El rechazo explícito de la voluntad de poder, aunque significativo, no alcanza a desmantelar el sistema que esa noción sostiene. El eterno retorno, el amor fati y la voluntad de poder configuran una ontología cerrada, sin sentido finalista, sin redención. Y al no confrontar esa estructura, Russo deja al lector sin horizonte metafísico, sin alternativa espiritual, sin posibilidad de trascendencia.
XV. La necesidad de una crítica que revele la salida
Frente al vértigo ontológico que Nietzsche propone, no basta con describir: hay que discernir. No basta con rechazar: hay que desmontar. No basta con señalar el abismo: hay que revelar la salida. Y esa salida no puede ser meramente filosófica: debe ser espiritual. Porque el nihilismo que Nietzsche diagnostica —y que luego sublima— no se resuelve con más pensamiento, sino con redención.
Esa redención no está en Heráclito, ni en Heidegger, ni en Krishnamurti. Está en Cristo. No como figura moral, sino como presencia ontológica. No como alternativa ética, sino como fundamento del ser redimido. Cristo no propone eterno retorno, sino resurrección. No llama al amor fati, sino al amor ágape. No exalta la voluntad de poder, sino la entrega que salva. Y al no presentar este contraste, Russo pierde la oportunidad de redimir el pensamiento que tan cuidadosamente expone.

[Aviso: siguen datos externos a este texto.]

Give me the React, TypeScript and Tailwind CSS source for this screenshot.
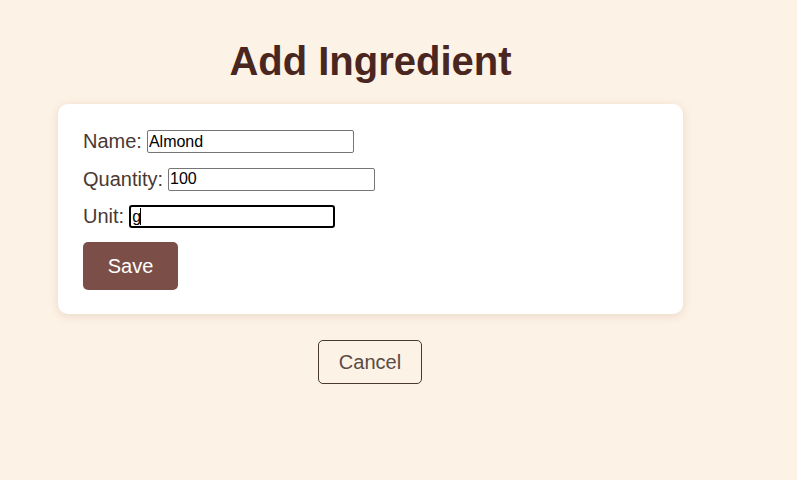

XVI. Conclusión: un rechazo sin horizonte
Nietzsche, la moral y la vida es un ensayo valioso por su claridad, profundidad y erudición. Pero su mayor debilidad es que ofrece un rechazo sin horizonte. Señala el peligro, pero no lo desactiva. Expone el vértigo, pero no lo redime. Y al hacerlo, deja al lector en una posición vulnerable: fascinado por el estilo nietzscheano, pero sin defensa frente a su vacío.
La filosofía, cuando no se orienta hacia la verdad, puede convertirse en estética del abismo. Y el pensamiento, cuando no se abre a la trascendencia, puede terminar celebrando el sinsentido. Por eso, más allá de la exposición, se necesita una crítica que revele el camino, que confronte el vértigo, que proponga redención. Y ese camino, aunque filosófico, es espiritual. Porque solo cuando el pensamiento se rinde al amor que salva, el abismo deja de ser destino.